An Attitude of Trust – When we praise and thank God, the Holy Spirit imparts to us a growing attitude of trust. It’s our responsibility, by faith, to guard our hearts by daily putting on the armor of God. Refusing to be passive ensures that we will fight off the enemy as he tempts us toward bitterness, discouragement, and despair. Part of suiting up includes praying and spending time in God’s Word. As we walk in the Spirit, resisting the pull of the flesh toward despair, we’ll experience God’s grace and peace to persevere.
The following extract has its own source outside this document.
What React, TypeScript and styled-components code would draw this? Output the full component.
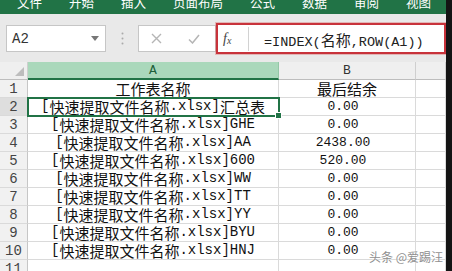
import React from "react";
import styled, { createGlobalStyle } from "styled-components";

const GlobalStyle = createGlobalStyle`
  html, body {
    margin: 0;
    padding: 0;
    background: #fff;
  }
  body {
    font-family: "Noto Sans CJK SC", sans-serif;
  }
`;

const Window = styled.div`
  position: relative;
  width: 452px;
  height: 271px;
  box-sizing: border-box;
  border-right: 6px solid #141414;
  overflow: hidden;
  display: flex;
  flex-direction: column;
  background: #fff;
`;

const Ribbon = styled.div`
  flex: none;
  height: 14px;
  display: flex;
  gap: 27px;
  padding-left: 17px;
  background: #217346;
  overflow: hidden;
`;

const Tab = styled.span`
  margin-top: -3px;
  line-height: 12px;
  font-size: 12.5px;
  color: #fff;
  white-space: nowrap;
`;

const FormulaBar = styled.div`
  flex: none;
  height: 48px;
  box-sizing: border-box;
  display: flex;
  align-items: flex-start;
  padding: 11px 0 0 6px;
  background: #e9e9e9;
`;

const NameBox = styled.div`
  width: 100px;
  height: 27px;
  box-sizing: border-box;
  display: flex;
  align-items: center;
  justify-content: space-between;
  padding: 0 6px 0 5px;
  background: #fff;
  border: 1px solid #c6c6c6;
  font-family: "Liberation Mono", monospace;
  font-size: 14px;
  color: #333;
`;

const Grip = styled.div`
  width: 32px;
  height: 27px;
  display: flex;
  align-items: center;
  justify-content: center;
`;

const EditButtons = styled.div`
  width: 78px;
  height: 27px;
  box-sizing: border-box;
  display: flex;
  align-items: center;
  gap: 26px;
  padding-left: 12px;
  background: #fff;
  border: 1px solid #c6c6c6;
`;

const FormulaBox = styled.div`
  flex: 1;
  height: 31px;
  margin-top: -2px;
  box-sizing: border-box;
  display: flex;
  align-items: center;
  background: #fff;
  border: 2px solid #c8333b;
  box-shadow: 0 0 0 1px rgba(214, 90, 90, 0.35);
`;

const FxCell = styled.div`
  width: 30px;
  padding-left: 5px;
  box-sizing: border-box;
  font-family: "Liberation Serif", serif;
  font-style: italic;
  font-size: 14px;
  color: #444;
  & sub {
    font-size: 10px;
    vertical-align: -1px;
  }
`;

const Divider = styled.div`
  width: 1px;
  height: 24px;
  background: #d2d2d2;
`;

const FormulaText = styled.div`
  padding-left: 15px;
  color: #222;
  white-space: nowrap;
`;

const Sheet = styled.div`
  display: grid;
  grid-template-columns: 28px 251px 137px 30px;
  grid-auto-rows: 18px;
`;

const Corner = styled.div`
  box-sizing: border-box;
  display: flex;
  align-items: flex-end;
  justify-content: flex-end;
  padding: 0 3px 3px 0;
  background: #efefef;
  border-right: 1px solid #cfcfcf;
  border-bottom: 1px solid #bdbdbd;
`;

const ColHead = styled.div<{ $selected?: boolean }>`
  box-sizing: border-box;
  display: flex;
  align-items: center;
  justify-content: center;
  font-family: "Liberation Mono", monospace;
  font-size: 13px;
  color: ${(p) => (p.$selected ? "#1d5f39" : "#333")};
  background: ${(p) => (p.$selected ? "#aad8bb" : "#efefef")};
  border-right: 1px solid ${(p) => (p.$selected ? "#94c7a7" : "#cfcfcf")};
  border-bottom: ${(p) => (p.$selected ? "2px solid #217346" : "1px solid #bdbdbd")};
`;

const RowHead = styled.div<{ $active?: boolean }>`
  box-sizing: border-box;
  display: flex;
  align-items: center;
  justify-content: center;
  font-family: "Liberation Mono", monospace;
  font-size: 14px;
  color: #444;
  background: ${(p) => (p.$active ? "#dedede" : "#f1f1f1")};
  border-right: 1px solid #c6c6c6;
  border-bottom: 1px solid #dadada;
`;

const Cell = styled.div<{ $active?: boolean; $shift?: number }>`
  position: ${(p) => (p.$active ? "relative" : "static")};
  z-index: ${(p) => (p.$active ? 1 : "auto")};
  box-sizing: border-box;
  display: flex;
  align-items: center;
  justify-content: center;
  padding-right: ${(p) => p.$shift ?? 0}px;
  line-height: 17px;
  color: #111;
  white-space: nowrap;
  border-right: 1px solid #dadada;
  border-bottom: 1px solid #dadada;
  outline: ${(p) => (p.$active ? "2px solid #217346" : "none")};
  outline-offset: -1px;

  &::after {
    content: "";
    display: ${(p) => (p.$active ? "block" : "none")};
    position: absolute;
    right: -4px;
    bottom: -4px;
    width: 5px;
    height: 5px;
    background: #217346;
    border: 1px solid #fff;
  }
`;

const Run = styled.span<{ $cjk: boolean; $latin: number }>`
  font-family: ${(p) => (p.$cjk ? '"Noto Sans CJK SC", sans-serif' : '"Liberation Mono", monospace')};
  font-size: ${(p) => (p.$cjk ? 15 : p.$latin)}px;
`;

const Watermark = styled.div`
  position: absolute;
  right: 3px;
  bottom: 6px;
  font-size: 12px;
  color: #8f8f8f;
  text-shadow: 0 0 2px #fff, 0 0 1px #fff;
  white-space: nowrap;
`;

const CJK = /[\u3400-\u9fff]/;

function Mixed({ text, latin = 14 }: { text: string; latin?: number }) {
  const parts = text.match(/[\u3400-\u9fff]+|[^\u3400-\u9fff]+/g) ?? [];
  return (
    <>
      {parts.map((t, i) => (
        <Run key={i} $cjk={CJK.test(t)} $latin={latin}>
          {t}
        </Run>
      ))}
    </>
  );
}

const tabs = ["文件", "开始", "插入", "页面布局", "公式", "数据", "审阅", "视图"];

const prefix = "[快速提取文件名称.xlsx]";
const rows: [string, string][] = [
  ["工作表名称", "最后结余"],
  [prefix + "汇总表", "0.00"],
  [prefix + "GHE", "0.00"],
  [prefix + "AA", "2438.00"],
  [prefix + "600", "520.00"],
  [prefix + "WW", "0.00"],
  [prefix + "TT", "0.00"],
  [prefix + "YY", "0.00"],
  [prefix + "BYU", "0.00"],
  [prefix + "HNJ", "0.00"],
  ["", ""],
];

const App: React.FC = () => {
  return (
    <Window>
      <GlobalStyle />
      <Ribbon>
        {tabs.map((t) => (
          <Tab key={t}>{t}</Tab>
        ))}
      </Ribbon>

      <FormulaBar>
        <NameBox>
          A2
          <svg width="8" height="5" viewBox="0 0 8 5">
            <polygon points="0,0 8,0 4,5" fill="#777" />
          </svg>
        </NameBox>
        <Grip>
          <svg width="3" height="13" viewBox="0 0 3 13">
            <circle cx="1.5" cy="1.5" r="1" fill="#aaa" />
            <circle cx="1.5" cy="6.5" r="1" fill="#aaa" />
            <circle cx="1.5" cy="11.5" r="1" fill="#aaa" />
          </svg>
        </Grip>
        <EditButtons>
          <svg width="11" height="11" viewBox="0 0 11 11">
            <path d="M1 1 L10 10 M10 1 L1 10" stroke="#b5b5b5" strokeWidth="1.4" fill="none" />
          </svg>
          <svg width="12" height="10" viewBox="0 0 12 10">
            <path d="M1 5.5 L4.5 9 L11 1" stroke="#b5b5b5" strokeWidth="1.5" fill="none" />
          </svg>
        </EditButtons>
        <FormulaBox>
          <FxCell>
            f<sub>x</sub>
          </FxCell>
          <Divider />
          <FormulaText>
            <Mixed text="=INDEX(名称,ROW(A1))" latin={13.5} />
          </FormulaText>
        </FormulaBox>
      </FormulaBar>

      <Sheet>
        <Corner>
          <svg width="9" height="9" viewBox="0 0 9 9">
            <polygon points="9,0 9,9 0,9" fill="#bdbdbd" />
          </svg>
        </Corner>
        <ColHead $selected>A</ColHead>
        <ColHead>B</ColHead>
        <ColHead />
        {rows.map(([a, b], i) => (
          <React.Fragment key={i}>
            <RowHead $active={i === 1}>{i + 1}</RowHead>
            <Cell $active={i === 1}>
              <Mixed text={a} />
            </Cell>
            <Cell $shift={i === 0 ? 0 : 8}>
              <Mixed text={b} latin={13} />
            </Cell>
            <Cell />
          </React.Fragment>
        ))}
      </Sheet>

      <Watermark>头条 @爱踢汪</Watermark>
    </Window>
  );
};

export default App;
God’s provision of grace is moment by moment, rather than something we store up for the future. And as we abide in Him, refusing to be anxious about tomorrow, He reveals His super-abounding love through the things we once considered mundane. An evening sunset comes to life as the handiwork of God, while daily food and provision are seen as gracious gifts from heaven. Renewed strength to accomplish a task is no longer attributed to self-motivation, but to God’s righteous hand upholding us. A much needed phone call or visit or letter from a friend can’t pass as mere coincidence, but rather the Father’s tender response to our lonely cries.
Those things we once ignored or took for granted become God’s instruments of grace that He uses to strengthen our faith. The trial we endure is still painful, and at times we’ll be tempted to give up. But as we walk in trust, we discover an ever-increasing knowledge of God’s intimate love for us. Knowing this love that surpasses knowledge is sufficient to sustain even the weariest sojourner.
“I will praise the name of God with a song; I will magnify him with thanksgiving” (Ps. 69:30).